Immigration lawyers in Mississippi are volunteering their time to offer advice to families caught up in a series of raids by federal officials last week. MPB's Ezra Wall spoke to one girl whose father is still in custody.
Michelle is still emotional about the way she found out her father had been arrested by federal agents last week. The Leake Central sixth-grader was on the bus when she got the news, ready to head home after her first day back to school. She said her family misses her father emotionally and financially.
"He always give us food, water, and he always buy us clothes every year for school," says Michelle. "And Friday (payday) he would have gave us food and water, but really we don't have nothing right now."

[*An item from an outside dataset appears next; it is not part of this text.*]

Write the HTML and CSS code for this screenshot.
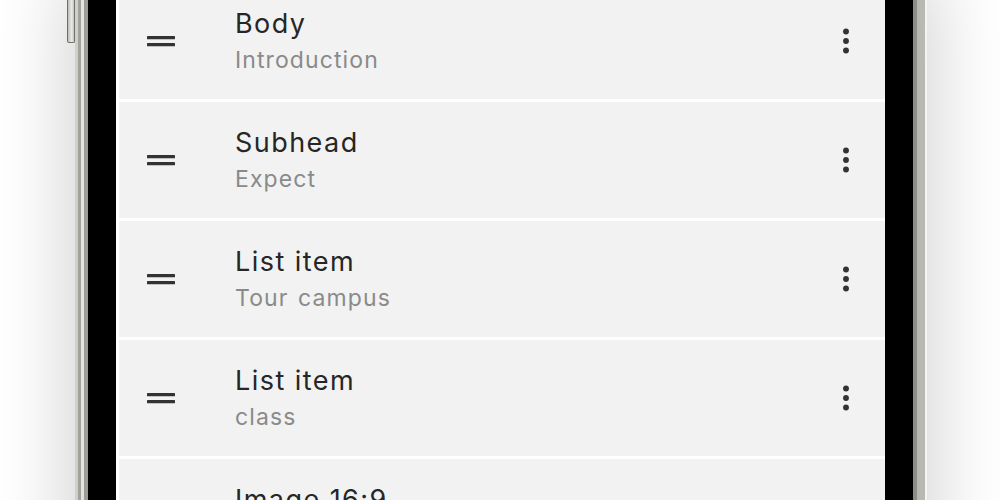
FILE: index.html
```html
<!DOCTYPE html>
<html lang="en">
<head>
<meta charset="utf-8">
<title>List editor</title>
<link rel="stylesheet" href="styles.css">
</head>
<body>
<div class="stage">
  <div class="phone">
    <div class="side-button"></div>
    <div class="bezel">
      <div class="screen">
        <div class="row">
          <svg class="handle" viewBox="0 0 28 11" width="28" height="11"><rect x="0" y="0" width="28" height="3.2" rx="0.5"/><rect x="0" y="7" width="28" height="3.2" rx="0.5"/></svg>
          <div class="text"><div class="title">Body</div><div class="sub">Introduction</div></div>
          <svg class="more" viewBox="0 0 24 24" width="38" height="38"><circle cx="12" cy="6" r="1.85"/><circle cx="12" cy="12" r="1.85"/><circle cx="12" cy="18" r="1.85"/></svg>
        </div>
        <div class="row">
          <svg class="handle" viewBox="0 0 28 11" width="28" height="11"><rect x="0" y="0" width="28" height="3.2" rx="0.5"/><rect x="0" y="7" width="28" height="3.2" rx="0.5"/></svg>
          <div class="text"><div class="title">Subhead</div><div class="sub">Expect</div></div>
          <svg class="more" viewBox="0 0 24 24" width="38" height="38"><circle cx="12" cy="6" r="1.85"/><circle cx="12" cy="12" r="1.85"/><circle cx="12" cy="18" r="1.85"/></svg>
        </div>
        <div class="row">
          <svg class="handle" viewBox="0 0 28 11" width="28" height="11"><rect x="0" y="0" width="28" height="3.2" rx="0.5"/><rect x="0" y="7" width="28" height="3.2" rx="0.5"/></svg>
          <div class="text"><div class="title">List item</div><div class="sub">Tour campus</div></div>
          <svg class="more" viewBox="0 0 24 24" width="38" height="38"><circle cx="12" cy="6" r="1.85"/><circle cx="12" cy="12" r="1.85"/><circle cx="12" cy="18" r="1.85"/></svg>
        </div>
        <div class="row">
          <svg class="handle" viewBox="0 0 28 11" width="28" height="11"><rect x="0" y="0" width="28" height="3.2" rx="0.5"/><rect x="0" y="7" width="28" height="3.2" rx="0.5"/></svg>
          <div class="text"><div class="title">List item</div><div class="sub">class</div></div>
          <svg class="more" viewBox="0 0 24 24" width="38" height="38"><circle cx="12" cy="6" r="1.85"/><circle cx="12" cy="12" r="1.85"/><circle cx="12" cy="18" r="1.85"/></svg>
        </div>
        <div class="row">
          <svg class="handle" viewBox="0 0 28 11" width="28" height="11"><rect x="0" y="0" width="28" height="3.2" rx="0.5"/><rect x="0" y="7" width="28" height="3.2" rx="0.5"/></svg>
          <div class="text"><div class="title">Image 16:9</div><div class="sub">Campus photo</div></div>
          <svg class="more" viewBox="0 0 24 24" width="38" height="38"><circle cx="12" cy="6" r="1.85"/><circle cx="12" cy="12" r="1.85"/><circle cx="12" cy="18" r="1.85"/></svg>
        </div>
      </div>
    </div>
  </div>
</div>
</body>
</html>
```

FILE: styles.css
```css
html, body {
  margin: 0;
  padding: 0;
  height: 500px;
  overflow: hidden;
  background: #ffffff;
}

.stage {
  padding-left: 75px;
  margin-top: -17px;
}

.phone {
  position: relative;
  width: 852px;
  box-sizing: border-box;
  padding: 0 14px 0 13px;
  background: linear-gradient(to right,
    #cfcfcb 0, #cfcfcb 3px,
    #a2a29d 3px, #a2a29d 6px,
    #e2e2de 6px, #e2e2de 9px,
    #9c9c97 9px, #9c9c97 13px,
    #000 13px, #000 calc(100% - 14px),
    #8e8e89 calc(100% - 14px), #8e8e89 calc(100% - 10px),
    #b9b9b4 calc(100% - 10px), #b9b9b4 calc(100% - 2px),
    #f4f4f2 calc(100% - 2px));
  box-shadow: 0 0 70px 10px rgba(0, 0, 0, 0.17);
}

.side-button {
  position: absolute;
  left: -8px;
  top: -20px;
  width: 6px;
  height: 79px;
  border: 1px solid #6e6e6a;
  border-top: none;
  border-radius: 0 0 2px 2px;
  background: linear-gradient(to right, #bdbdb8, #e9e9e6 60%, #c4c4bf);
}

.bezel {
  background: #000;
  padding: 0 28px;
}

.screen {
  background: #ffffff;
  padding-left: 3px;
  display: flex;
  flex-direction: column;
  gap: 3px;
  font-family: "Inter", "Open Sans", sans-serif;
}

.row {
  height: 116px;
  background: #f2f2f2;
  display: flex;
  align-items: center;
  padding: 0 20px 0 28px;
}

.handle {
  flex: none;
  fill: #333333;
}

.text {
  flex: 1;
  margin-left: 60px;
  display: flex;
  flex-direction: column;
  padding-top: 3px;
}

.title {
  font-size: 27px;
  line-height: 34px;
  letter-spacing: 1.45px;
  color: #262626;
}

.sub {
  font-size: 23px;
  line-height: 38px;
  letter-spacing: 1.1px;
  word-spacing: 2px;
  color: #8a8a8a;
}

.more {
  flex: none;
  fill: #333333;
}
```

Michelle's mother is at the free legal clinic being held at St. Anne Catholic Church in Carthage. They're trying to help Hector Garcia, Michelle's father. Immigration attorneys are volunteering to help families affected by recent raids.
Camila Herrera is the services director for the Tennessee Immigrants and Refugee Rights Coalition. Events in her state have given her experience coordinating legal clinics like the one in Carthage. She has some advice for migrant families in Mississippi.
"Everyone, regardless of their immigration status, still has constitutional rights," says Herrera. "It's important for them to know that they have the right to remain silent, not to give out information, that they have the right to see an attorney."
About half of the nearly 700 people arrested in Mississippi last week have been released, but have pending court dates. The others may face even more complicated legal issues.
Legal issues aside, young Michelle just wants her dad back.
"I would like him to know that I always will love him," says Michelle, "and I really want him to stay over here."